Si bien es cierto que su observación se vincula con lo que está ocurriendo en el tercio más acomodado de la pirámide social –clase alta, clase media alta y el sector de la clase media baja que pudo recuperarse–, no por ello deja de ser válida para sintetizar en un trazo general lo que sucedió con el consumo de una buena parte de los argentinos en este año. Hasta acá.
Retirada para la gran mayoría la posibilidad de acceder a la trilogía del gran deseo –comprarte una casa, un auto 0 km o irte de viaje al exterior– y con un nivel de inflación que ya no solo cuesta gestionar sino incluso pensar –todos los que tienen menos de 40 años nunca lo vivieron porque en 1991 o no habían nacido o eran niños–, parecería que por ahora los consumidores optaron por “fingir demencia”.
Nótese la sutileza del concepto. No es estar dementes, sino fingirlo, que no es lo mismo. Abrumados por un entorno ominoso y opresivo que sienten que les juega en contra, para protegerse económicamente los argentinos eligieron huir del peso y para protegerse psíquicamente, huir de la realidad. A sabiendas de lo que ocurre, han elegido que, en este momento, como sea, necesitan sanar. Vienen de dos años que juzgan un espanto.
Eso no implica que nieguen las dificultades, solo que eligen actuar a pesar de ellas y ponderar de un modo diferente sus prioridades. Según el último barómetro de opinión pública realizado por la Universidad de San Andrés, apenas el 10% de la población está satisfecha con cómo van las cosas. Las expectativas hacia adelante están lejos de ser buenas. El 70% cree que el año que viene la situación general del país estará peor, y el 58% espera lo mismo para su situación personal. Eso lo refleja la última encuesta nacional de Synopsis, realizada en julio.
La combinatoria de la apertura total de la economía desde agosto de 2021 con la consecuente baja del desempleo –hoy 7%– más el dinero que había en la calle por la creciente emisión monetaria sumado a las ansias de vitalidad expresadas en una máxima arquetípica del desborde emocional –”no me importa nada”– hicieron que en el primer semestre se haya podido “delirarla”. La locura de julio hizo que el mes pasado se alcanzara el cénit de esas conductas destempladas.

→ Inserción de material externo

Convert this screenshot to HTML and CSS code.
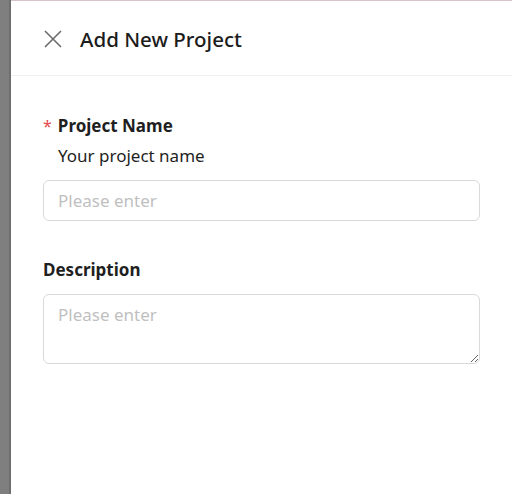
FILE: index.html
```html
<!DOCTYPE html>
<html>
<head>
<meta charset="utf-8">
<link rel="stylesheet" href="styles.css">
</head>
<body>
<div class="screen">
  <div class="backdrop"></div>
  <div class="drawer">
    <div class="header">
      <svg class="close" width="18" height="18" viewBox="0 0 18 18"><path d="M1 1L17 17M17 1L1 17" stroke="#6b6b6b" stroke-width="1.6" fill="none"/></svg>
      <div class="title">Add New Project</div>
    </div>
    <div class="body">
      <div class="field">
        <div class="label"><span class="req">*</span>Project Name</div>
        <div class="extra">Your project name</div>
        <input class="input" type="text" placeholder="Please enter">
      </div>
      <div class="field">
        <div class="label">Description</div>
        <textarea class="textarea" placeholder="Please enter"></textarea>
      </div>
    </div>
  </div>
</div>
</body>
</html>
```
FILE: styles.css
```css
html, body { margin: 0; padding: 0; }
body { font-family: "Noto Sans", "Open Sans", sans-serif; color: #1f1f1f; background: #fff; }
.screen { display: flex; width: 512px; height: 494px; overflow: hidden; }
.backdrop { width: 9px; background: #7f7f7f; border-right: 2px solid #6e6e6e; flex: none; }
.drawer { flex: 1; border-top: 1px solid #d8c3c9; display: flex; flex-direction: column; }
.header { height: 74px; border-bottom: 1px solid #f0f0f0; display: flex; align-items: center; padding: 0 32px 0 33px; gap: 18px; }
.close { flex: none; margin-top: 2px; }
.title { font-size: 20.5px; font-weight: 500; color: #1c1c1c; margin-top: 1px; }
.body { padding: 37px 32px 0 32px; display: flex; flex-direction: column; gap: 36px; }
.field { display: flex; flex-direction: column; }
.label { font-size: 17px; font-weight: 700; line-height: 26px; }
.req { color: #e5484d; font-weight: 400; margin-right: 6px; font-size: 16px; }
.extra { font-size: 17px; line-height: 26px; padding-left: 15px; margin-top: 4px; margin-bottom: 11px; color: #1f1f1f; }
.label + .input, .label + .textarea { margin-top: 11px; }
.input, .textarea { box-sizing: border-box; width: 437px; border: 1px solid #d9d9d9; border-radius: 6px; font-family: inherit; font-size: 17px; padding: 0 14px; outline: none; color: #1f1f1f; }
.input { height: 41px; }
.textarea { height: 70px; padding-top: 8px; resize: vertical; }
.input::placeholder, .textarea::placeholder { color: #bfbfbf; }
```
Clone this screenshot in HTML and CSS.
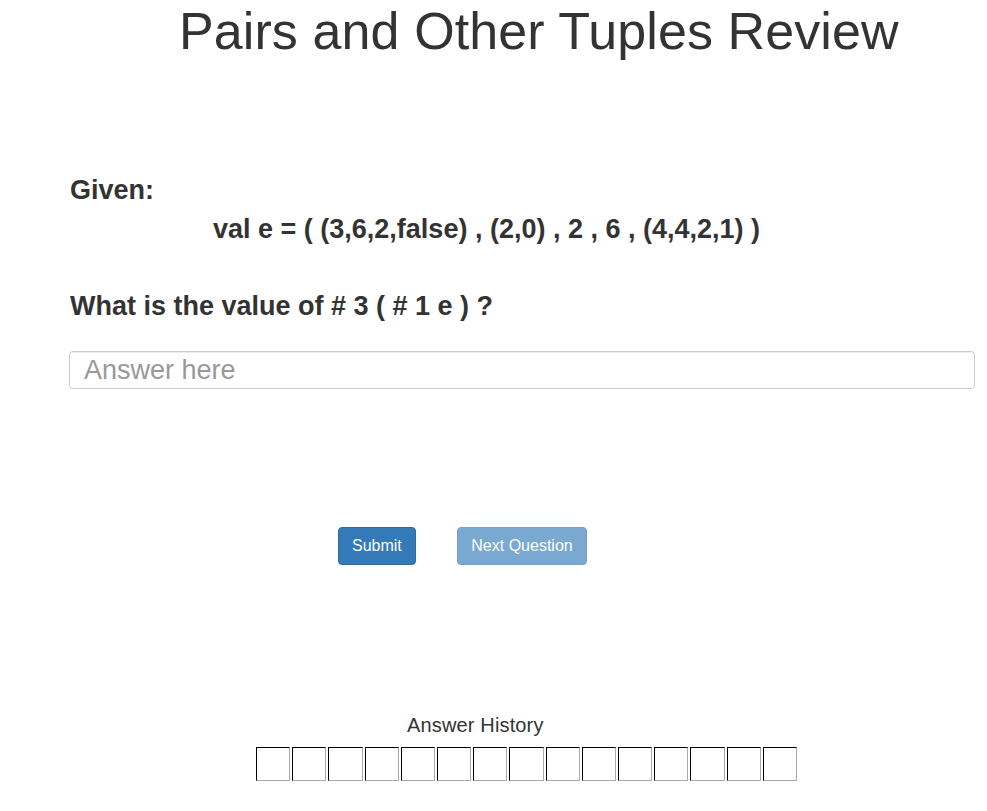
FILE: index.html
```html
<!DOCTYPE html>
<html lang="en">
<head>
<meta charset="utf-8">
<title>Pairs and Other Tuples Review</title>
<link rel="stylesheet" href="styles.css">
</head>
<body>
<div class="page">
  <h1 class="title">Pairs and Other Tuples Review</h1>
  <div class="quiz">
    <h3 class="given">Given:</h3>
    <h3 class="code">val e = ( (3,6,2,false) , (2,0) , 2 , 6 , (4,4,2,1) )</h3>
    <h3 class="question">What is the value of # 3 ( # 1 e ) ?</h3>
    <input class="answer" type="text" placeholder="Answer here">
    <div class="actions">
      <button class="btn btn-submit" type="button">Submit</button>
      <button class="btn btn-next" type="button" disabled>Next Question</button>
    </div>
  </div>
  <div class="history">
    <div class="history-label">Answer History</div>
    <div class="history-boxes">
      <span class="box"></span><span class="box"></span><span class="box"></span>
      <span class="box"></span><span class="box"></span><span class="box"></span>
      <span class="box"></span><span class="box"></span><span class="box"></span>
      <span class="box"></span><span class="box"></span><span class="box"></span>
      <span class="box"></span><span class="box"></span><span class="box"></span>
    </div>
  </div>
</div>
</body>
</html>
```

FILE: styles.css
```css
html, body {
  margin: 0;
  padding: 0;
  background: #fff;
}

body {
  font-family: "Liberation Sans", Arial, sans-serif;
  color: #333;
  font-size: 14px;
}

.page {
  width: 987px;
}

.title {
  margin: 1px 0 0 179px;
  font-size: 52px;
  line-height: 60px;
  font-weight: 400;
  letter-spacing: 0.1px;
  white-space: nowrap;
}

.quiz {
  padding: 0 12px 0 69px;
}

.given,
.code,
.question {
  margin: 0;
  font-size: 27px;
  line-height: 30px;
  font-weight: 700;
}

.given {
  margin-top: 114px;
  padding-left: 1px;
}

.code {
  margin-top: 9px;
  padding-left: 144px;
}

.question {
  margin-top: 47px;
  padding-left: 1px;
}

.answer {
  display: block;
  box-sizing: border-box;
  width: 906px;
  height: 38px;
  margin-top: 30px;
  padding: 4px 14px;
  border: 1px solid #ccc;
  border-radius: 4px;
  font-family: "Liberation Sans", Arial, sans-serif;
  font-size: 27px;
  color: #555;
  box-shadow: inset 0 1px 1px rgba(0, 0, 0, .075);
  outline: none;
}

.answer::placeholder {
  color: #999;
}

.actions {
  display: flex;
  gap: 41px;
  margin-top: 138px;
  padding-left: 269px;
}

.btn {
  box-sizing: border-box;
  height: 38px;
  padding: 6px 13px;
  border: 1px solid #2e6da4;
  border-radius: 4px;
  background: #337ab7;
  color: #fff;
  font-family: "Liberation Sans", Arial, sans-serif;
  font-size: 16px;
  line-height: 24px;
}

.btn-next {
  padding: 6px 13.5px;
  opacity: .65;
}

.history {
  margin-top: 148px;
}

.history-label {
  margin-left: 407px;
  font-size: 20px;
  line-height: 24px;
  letter-spacing: 0.15px;
}

.history-boxes {
  display: flex;
  gap: 2px;
  width: 541px;
  margin: 10px 0 0 256px;
}

.box {
  flex: 1;
  height: 34px;
  box-sizing: border-box;
  border: 1px solid;
  border-color: #000 #aaa #aaa #000;
}
```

Los principales economistas ya prevén 90% de inflación para este año “si todo sale bien”. Hasta el primer semestre, cuando ese valor oscilaba en el 60%, los salarios la venían siguiendo de cerca. ¿Podrán seguir haciéndolo? La falta de dólares amenaza con afectar la actividad en algunos sectores económicos por carencia de insumos o productos. Se anunciaría esta semana una suba de tarifas que habrá que ver en los hechos a cuántos hogares afecta. Y, especialmente, a cuáles. Por último, el Banco Central volvió a subir las tasas de interés encareciendo así el costo del crédito para las empresas y las personas.
El interrogante que se cae de maduro es: ¿hasta cuándo los consumidores argentinos podrán seguir “fingiendo demencia”?